IVF is a house of mirrors where the only reflection seen is that of a child in the arms of a longing mother, while hiding the reality that for every one child born there are many that have perished and some that will remain in cryostasis indefinitely. Do not believe for a moment that IVF doesn’t have a unique cost to it. The financial cost is high, but the blood cost is far higher. I don’t mean to overstate my case, but I am hard pressed to find a greater example of child sacrifice in our day than that of IVF and I’m including abortion in my assessment. Moloch lives, and he offers you one child at the expense of 8.
The third consideration is the alternative. I want to pause and recognize that this is a sensitive issue with real people who are truly wounded by the burden of barrenness. My wife and I are some of those people. Infertility hurts but God has already provided a glorious solution to barrenness: adoption.
Unfortunately adoption has often become the very last option for the barren. This is not because it is the most expensive option, nor the most difficult, but because we have forgotten that God’s solutions are the best solutions. His answers are clean and bear in them testimonies of the glory of the gospel of Christ. There is a beauty about it that no other solution can match.
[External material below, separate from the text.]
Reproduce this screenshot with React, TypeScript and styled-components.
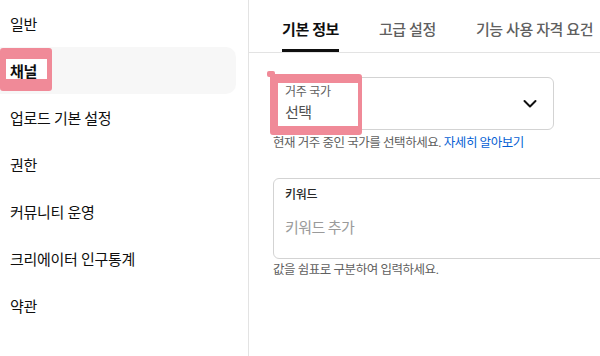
import React from "react";
import styled, { createGlobalStyle } from "styled-components";

const Global = createGlobalStyle`
  html, body { margin: 0; padding: 0; background: #ffffff; }
  body {
    font-family: Roboto, "Noto Sans CJK KR", sans-serif;
    color: #0f0f0f;
    -webkit-font-smoothing: antialiased;
  }
`;

const Page = styled.div`
  position: relative;
  display: flex;
  width: 600px;
  height: 356px;
  overflow: hidden;
  background: #ffffff;
`;

const Sidebar = styled.nav`
  width: 236px;
  padding-right: 12px;
  border-right: 1px solid #e3e3e3;
  display: flex;
  flex-direction: column;
  flex-shrink: 0;
`;

const NavItem = styled.div<{ $active?: boolean }>`
  height: 47px;
  display: flex;
  align-items: center;
  padding-left: 10px;
  border-radius: 0 10px 10px 0;
  background: ${(p) => (p.$active ? "#f7f7f7" : "transparent")};
  font-size: 15px;
  letter-spacing: -0.3px;
  font-weight: ${(p) => (p.$active ? 600 : 400)};
  color: #0f0f0f;
`;

const Label = styled.span`
  position: relative;
  z-index: 2;
`;

const Main = styled.main`
  flex: 1;
  display: flex;
  flex-direction: column;
  min-width: 0;
`;

const TabBar = styled.div`
  height: 52px;
  border-bottom: 1px solid #e3e3e3;
  display: flex;
  gap: 40px;
  padding-left: 33px;
`;

const Tab = styled.div<{ $active?: boolean }>`
  display: flex;
  align-items: center;
  padding-top: 7px;
  box-sizing: border-box;
  height: 52px;
  border-bottom: 3px solid ${(p) => (p.$active ? "#0f0f0f" : "transparent")};
  font-size: 15px;
  letter-spacing: -0.4px;
  font-weight: ${(p) => (p.$active ? 700 : 500)};
  color: ${(p) => (p.$active ? "#0f0f0f" : "#606060")};
  white-space: nowrap;
`;

const Content = styled.div`
  padding: 24px 0 0 24px;
  display: flex;
  flex-direction: column;
`;

const Field = styled.div<{ $width: number; $height: number; $top?: number }>`
  position: relative;
  width: ${(p) => p.$width}px;
  height: ${(p) => p.$height}px;
  margin-top: ${(p) => p.$top ?? 0}px;
  box-sizing: border-box;
  border: 1px solid #d3d3d3;
  border-radius: 6px;
  padding-left: 11px;
  display: flex;
  flex-direction: column;
  flex-shrink: 0;
`;

const FieldLabel = styled.span<{ $top: number; $strong?: boolean }>`
  position: relative;
  z-index: 2;
  margin-top: ${(p) => p.$top}px;
  font-size: 12px;
  line-height: 14px;
  letter-spacing: -0.3px;
  font-weight: ${(p) => (p.$strong ? 500 : 400)};
  color: ${(p) => (p.$strong ? "#282828" : "#606060")};
`;

const FieldValue = styled.span<{ $top: number; $muted?: boolean }>`
  position: relative;
  z-index: 2;
  margin-top: ${(p) => p.$top}px;
  font-size: 15px;
  line-height: 18px;
  letter-spacing: -0.6px;
  color: ${(p) => (p.$muted ? "#9a9a9a" : "#505050")};
`;

const Chevron = styled.svg`
  position: absolute;
  right: 16px;
  top: 50%;
  transform: translateY(-50%);
`;

const Helper = styled.div<{ $top: number }>`
  margin-top: ${(p) => p.$top}px;
  font-size: 12.5px;
  line-height: 14px;
  letter-spacing: -0.45px;
  color: #606060;
  white-space: nowrap;
`;

const Link = styled.span`
  color: #065fd4;
`;

const Highlight = styled.div<{
  $x: number;
  $y: number;
  $w: number;
  $h: number;
  $bt: number;
  $br: number;
  $bb: number;
  $bl: number;
}>`
  position: absolute;
  z-index: 1;
  left: ${(p) => p.$x}px;
  top: ${(p) => p.$y}px;
  width: ${(p) => p.$w}px;
  height: ${(p) => p.$h}px;
  box-sizing: border-box;
  border-style: solid;
  border-color: #f08a98;
  border-width: ${(p) => `${p.$bt}px ${p.$br}px ${p.$bb}px ${p.$bl}px`};
  border-radius: 3px;
  background: #ffffff;
`;

const Notch = styled.div`
  position: absolute;
  z-index: 1;
  left: 267px;
  top: 71px;
  width: 8px;
  height: 6px;
  border-radius: 2px;
  background: #f08a98;
`;

const navItems = [
  "일반",
  "채널",
  "업로드 기본 설정",
  "권한",
  "커뮤니티 운영",
  "크리에이터 인구통계",
  "약관",
];

export default function App() {
  return (
    <>
      <Global />
      <Page>
        <Sidebar>
          {navItems.map((t) => (
            <NavItem key={t} $active={t === "채널"}>
              <Label>{t}</Label>
            </NavItem>
          ))}
        </Sidebar>
        <Main>
          <TabBar>
            <Tab $active>기본 정보</Tab>
            <Tab>고급 설정</Tab>
            <Tab>기능 사용 자격 요건</Tab>
          </TabBar>
          <Content>
            <Field $width={281} $height={53}>
              <FieldLabel $top={7}>거주 국가</FieldLabel>
              <FieldValue $top={5}>선택</FieldValue>
              <Chevron width="14" height="9" viewBox="0 0 14 9" fill="none">
                <path
                  d="M1.5 1.5 L7 7 L12.5 1.5"
                  stroke="#0f0f0f"
                  strokeWidth="2"
                  strokeLinecap="round"
                  strokeLinejoin="round"
                />
              </Chevron>
            </Field>
            <Helper $top={6}>
              현재 거주 중인 국가를 선택하세요. <Link>자세히 알아보기</Link>
            </Helper>
            <Field $width={360} $height={81} $top={28}>
              <FieldLabel $top={9} $strong>
                키워드
              </FieldLabel>
              <FieldValue $top={17} $muted>
                키워드 추가
              </FieldValue>
            </Field>
            <Helper $top={4}>값을 쉼표로 구분하여 입력하세요.</Helper>
          </Content>
        </Main>
        <Highlight $x={0} $y={48} $w={52} $h={43} $bt={11} $br={5} $bb={12} $bl={6} />
        <Highlight $x={270} $y={74} $w={92} $h={61} $bt={9} $br={4} $bb={9} $bl={8} />
        <Notch />
      </Page>
    </>
  );
}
Consider for a moment the cost of adoption: it is a bloodless endeavor. Not a single child needs ever be put at risk. Instead, adoption takes children who are at risk and provides for them a place of safety and security. Adoption considers the orphan and the barren and binds them together making the orphan an heir and the barren a fruitful garden.
More so than that, the true beauty is in the gospel proclamation attached to it. In adoption the orphan is welcomed as a child, granted the rights and rewards of an heir, and shall spend the whole of their life in the home and at the table of the adoptive parents. This is what God has done for us! He has taken us, naked, pitiable, and poor, and brought us into His family, bestowed upon us His name, made us an heir with Christ and seated us at His table. What great distinction between Moloch’s methods and God’s.
In conclusion, the process of IVF is too dangerous, and the price of IVF is too bloody, and the alternative of IVF is too glorious to take such a tumultuous road. Thankfully, God has paved the road of adoption with the very gospel of Christ, we need only follow Him down that beautiful road to see barrenness obliterated and broken heartedness turned joy.